I don't post political stories on the blog, these (over 1600 of them) are here on Daily Kos.


This blog is about my life and includes photo essays of my trips around the Portland, Oregon area venturing as far as Vancouver, Washington, to eat at one of their riverside restaurants and then driving along the winding State Rt 14 which also runs alongside the Columbia River all the way to 
The Bridge of the Gods - see photo and then crossing back into Oregon where I drive back home on the I-84 expressway which also runs along the scenic and mighty river. Another favorite drive is into our beautiful rural Yamhill County in Oregon's wine and farming country where there seems to be a lovely vista around every hairpin turn. I also document my quest to find unique restaurants in photo essays.


Click images to enlarge to full screen.


Feb. 20, 2022

Nothing to report.... except that we are going to have overnight temperatures in the low 20's in the coming week.
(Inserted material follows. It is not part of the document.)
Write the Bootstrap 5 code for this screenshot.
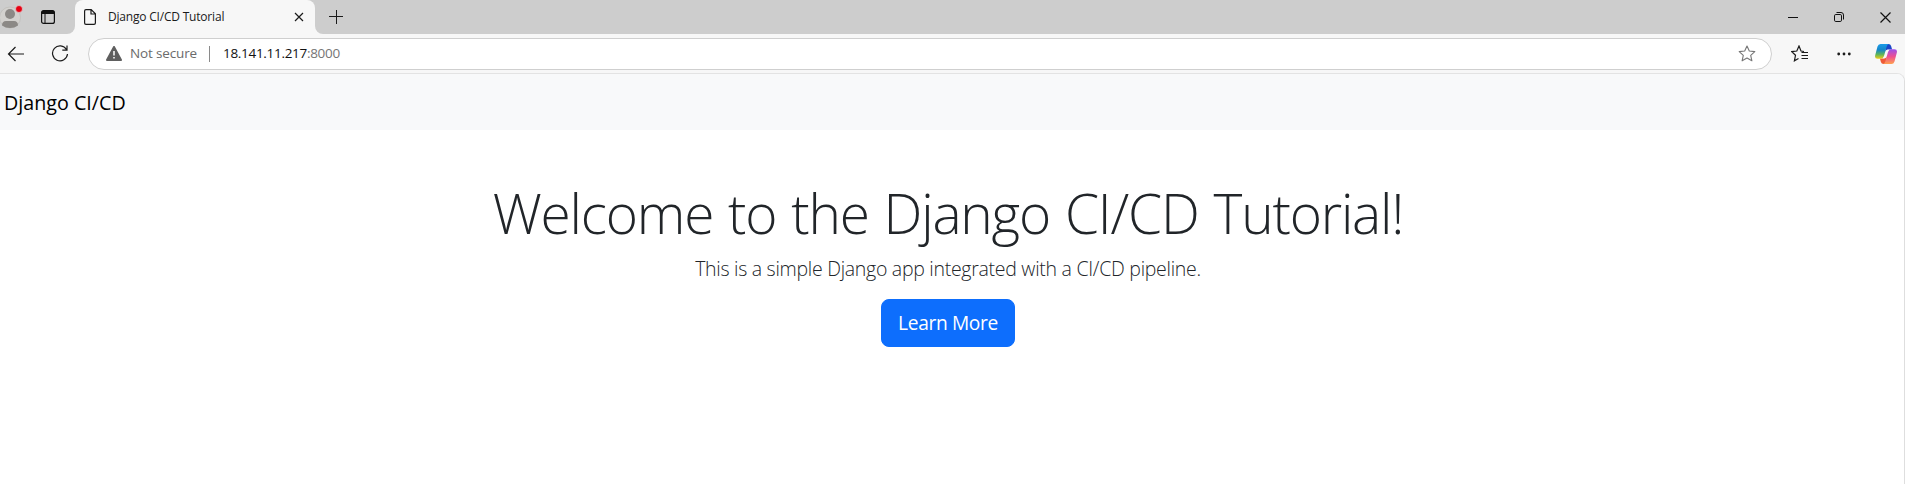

Feb. 19, 2022 Just staying home snacking on air popped Bob's Red Mill popcorn:



Feb. 14, 2022



Feb. 11, 2022


With the forecast 60 and sunny it was off for the scenic drive along the Willamette River to Aurora  (where a favorite place to eat is The Colony Pub) to have lunch for the first time at Filbert's Farmhouse Kitchen. (click image for website):
Some photos below are inside of Filbert's and the others are from walking around Aurora. It turned out not to be 60 but was 70 degrees and sunny.

It turned out this was the warmest Portland area Feb. 11th ever. It was really comfortable walking around Aurora and taking more photos.

























































Feb. 9, 2020

A trip to Gaston for lunch at The One Horse Tavern again (ate there a few times before). Highly recommend it.

It is next to the Screamn' Chicken which is now closed Monday - Wednesday because they don't have enough staff. On the way back went through farm country on a new route.












































Once you leave the lovely winding rural roads with hairpin turns which take you from farmland into wooded hills (elevation 1000 feet) you hit areas of new housing construction and then large housing developments before you see downtown Portland. As usual you pass many homeless encampments. Then you head to one of the most dangerous merges in the area to get onto the Ross Island Bridge (lower left) to cross the river and head home on McLoughlin Street.

Click above to enlarge.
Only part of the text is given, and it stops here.